South African death notification forms introduced a question on smoking in 1998
It follows new analyses of nearly half a million death records in South Africa which show that the death rate from tobacco is more than twice as great among those of mixed race than in the white population.
South Africa is the first, and so far the only, country to record smoking on death registration forms.
‘Death registries around the world should routinely ask whether the dead person was a smoker,’ said Professor Sir Richard Peto of the Clinical Trial Service Unit at the University of Oxford, and a member of the international research team. ‘This would help assess national death rates from smoking and would help countries discover whether deaths from smoking are increasing or decreasing. There will be hundreds of millions of tobacco deaths this century if current smoking patterns continue.’
The new study, which is the first large-scale analysis of mortality from smoking in any African country, found that in people of mixed ethnic origin, smoking causes one in four of all deaths in middle-aged men and one in six of all deaths in middle-aged women. The findings are published in the medical journal The Lancet.
The black population already accounts for more than half of all deaths from smoking in South Africa, due to its larger size. At present, the death rate from smoking is not yet as high in the black as in the white population, but the researchers warn that this is likely to change if the large numbers of young black adults who now smoke continue to do so. The system of recording smoking on death notification forms will, however, automatically monitor any future changes in the death rate from smoking.

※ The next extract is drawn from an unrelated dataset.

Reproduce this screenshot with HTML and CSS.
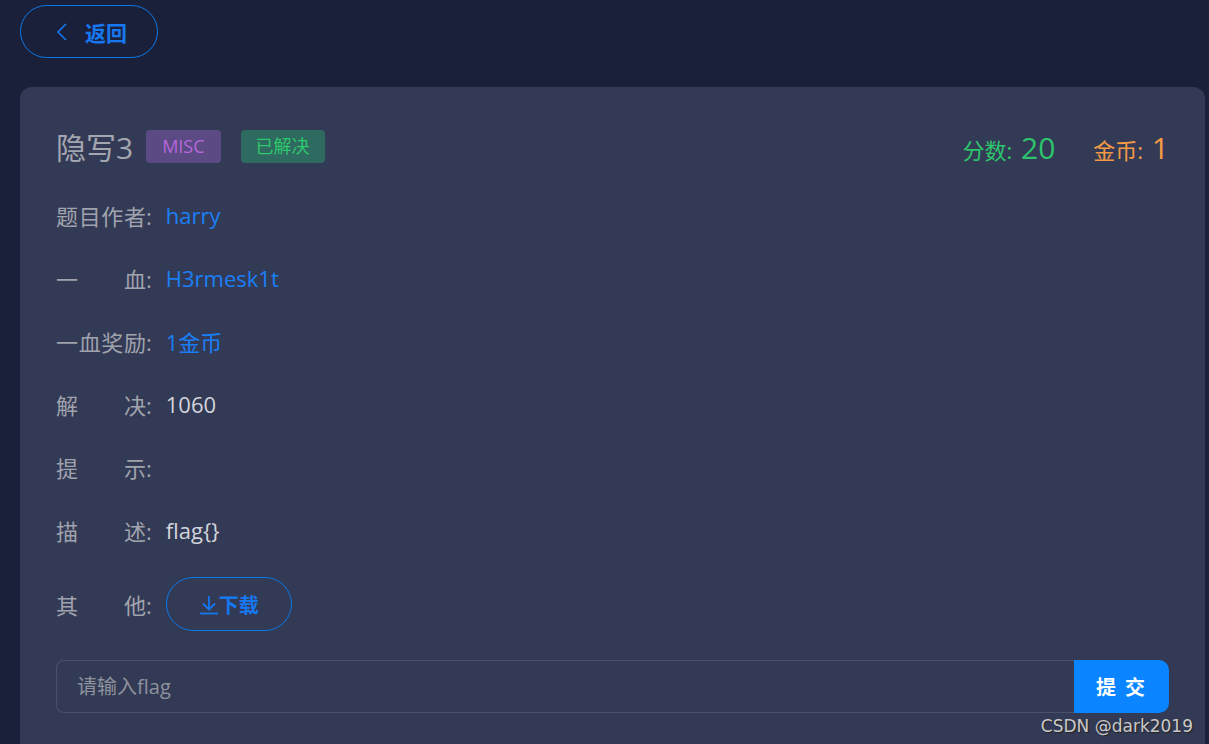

South Africa modified its national death notification form in 1998 to ask a simple yes/no question about whether the dead person had been a smoker five years earlier.
The international team of researchers has now analysed the answers on the death notification forms of nearly half a million adults in South Africa who died during the period 1999–2007.
Lead author Professor Debbie Bradshaw of the South African Medical Research Council said: ‘There is already a high death rate from smoking in the mixed-ancestry coloured population of South Africa, and there will be major increases in tobacco-attributed mortality in many other African populations where young adults now smoke, unless there is widespread cessation.’
Professor Freddy Sitas of the New South Wales Cancer Council in Australia is another study author, who in 1994 first proposed including the question about smoking in South African death registries. He added: ‘Our results show that in 1999–2007, smoking caused many deaths from cancer and heart disease, but the main way it killed, particularly in the black population, was by increasing mortality from tuberculosis and other lung diseases. All countries have heterogeneous populations, and need to know how disease-specific mortality from smoking varies with cultural background and socio-economic status.’
In an accompanying piece in The Lancet, Professor Lionel Opie of the University of Cape Town, South Africa – who was not involved in the research – says: ‘This remarkable article assesses the lethal effects of smoking from the answers to one simple – but key – yes or no question on the South African death registration form: smoker or not, five years before death? This vital question has led to new understanding in South Africa, and could do likewise elsewhere. Even in countries with sophisticated health systems, it should become part of the routine death registration process.’
The study was funded by the South African Medical Research Council, the UK Medical Research Council, Cancer Research UK, the British Heart Foundation, and the New South Wales Cancer Council.